Neste trajeto destacamos a pequena vila de Zons que só recebeu uma pequena menção em nosso guia, mas é imperdível. É segunda ou a primeira cidade mais bonita da viagem? Bacharach ou Zons, não sei, que dúvida!
Zons ainda está na margem esquerda do rio, antes da travessia para continuar a viagem até Düsseldorf. É uma pequena vila erguida na Idade Média, entre 1373 e 1400, cercada por um muro. Existe também um antigo moinho de vento. O que nos impressionou foi o ambiente tranqüilo e o estado de conservação de tudo.

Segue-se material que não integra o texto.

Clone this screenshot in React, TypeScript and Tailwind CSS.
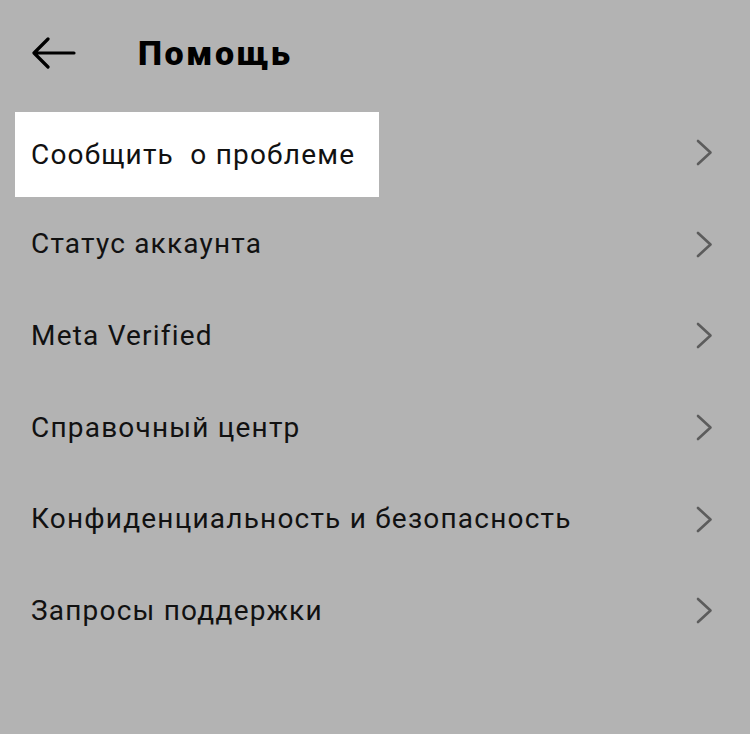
import { useState } from "react";

const items = [
  "Сообщить  о проблеме",
  "Статус аккаунта",
  "Meta Verified",
  "Справочный центр",
  "Конфиденциальность и безопасность",
  "Запросы поддержки",
];

const BackArrow = () => (
  <svg width="44" height="32" viewBox="0 0 44 32" fill="none">
    <path
      d="M42 16H3M16 2L2 16l14 14"
      stroke="#000"
      strokeWidth="3.2"
      strokeLinecap="round"
      strokeLinejoin="round"
    />
  </svg>
);

const Chevron = () => (
  <svg width="17" height="27" viewBox="0 0 17 27" fill="none">
    <path
      d="M2 2l12.5 11.5L2 25"
      stroke="#5c5c5c"
      strokeWidth="2.6"
      strokeLinecap="round"
      strokeLinejoin="round"
    />
  </svg>
);

export default function App() {
  const [active] = useState(0);

  return (
    <div
      className="w-[750px] h-[734px] bg-[#b3b3b3] text-[#111] overflow-hidden"
      style={{ fontFamily: "Roboto, 'Noto Sans', sans-serif" }}
    >
      <header className="h-[107px] flex items-center pl-[32px] pb-[2px]">
        <BackArrow />
        <h1 className="ml-[62px] text-[34px] font-black tracking-[2.6px] text-black leading-none">Помощь</h1>
      </header>
      <ul className="flex flex-col">
        {items.map((label, i) => (
          <li key={label} className="h-[91.6px] flex items-center justify-between pl-[31px] pr-[37px]">
            {i === active ? (
              <span className="-ml-[16px] mt-[4px] pl-[16px] pr-[24px] h-[85px] flex items-center bg-white text-[28px] tracking-[1.2px] whitespace-pre">
                {label}
              </span>
            ) : (
              <span className="text-[28px] tracking-[1.2px] whitespace-pre">{label}</span>
            )}
            <Chevron />
          </li>
        ))}
      </ul>
    </div>
  );
}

Chegamos em Düsseldorf depois de termos atravessado o rio Reno de balsa na altura de Zons. Percorremos todo o perímetro urbano da cidade, que também fica as margens do rio, e chegamos ao destino final em um bairro afastado da cidade, na casa de amigos brasileiros.
No total, a pedalada, incluindo o trajeto e todos os outros passeios pelos arredores, somou aproximadamente 350 quilômetros. Todo o trajeto é bem sinalizado por ciclovias e teríamos conseguido realizá-lo sem o guia.
O trecho mais bonito do rio Reno na nossa opinião foi entre Mainz e Koblenz. Mais montanhas ao redor do rio, castelos e vinhedos incrustados em suas costas e pequenas cidades a serem visitadas.
O que nos impressionou em todo o trajeto foi o número de cicloturistas que encontramos pelo caminho e a infra-estrutura que existe para receber os turistas sobre duas rodas. A maioria dos cicloturistas tinham idades entre 40 e 70 anos e a conclusão negativa foi perceber que poucos jovens estão pedalando e viajando por aí. Caramba, tem forma de viagem mais barata do que de bicicleta?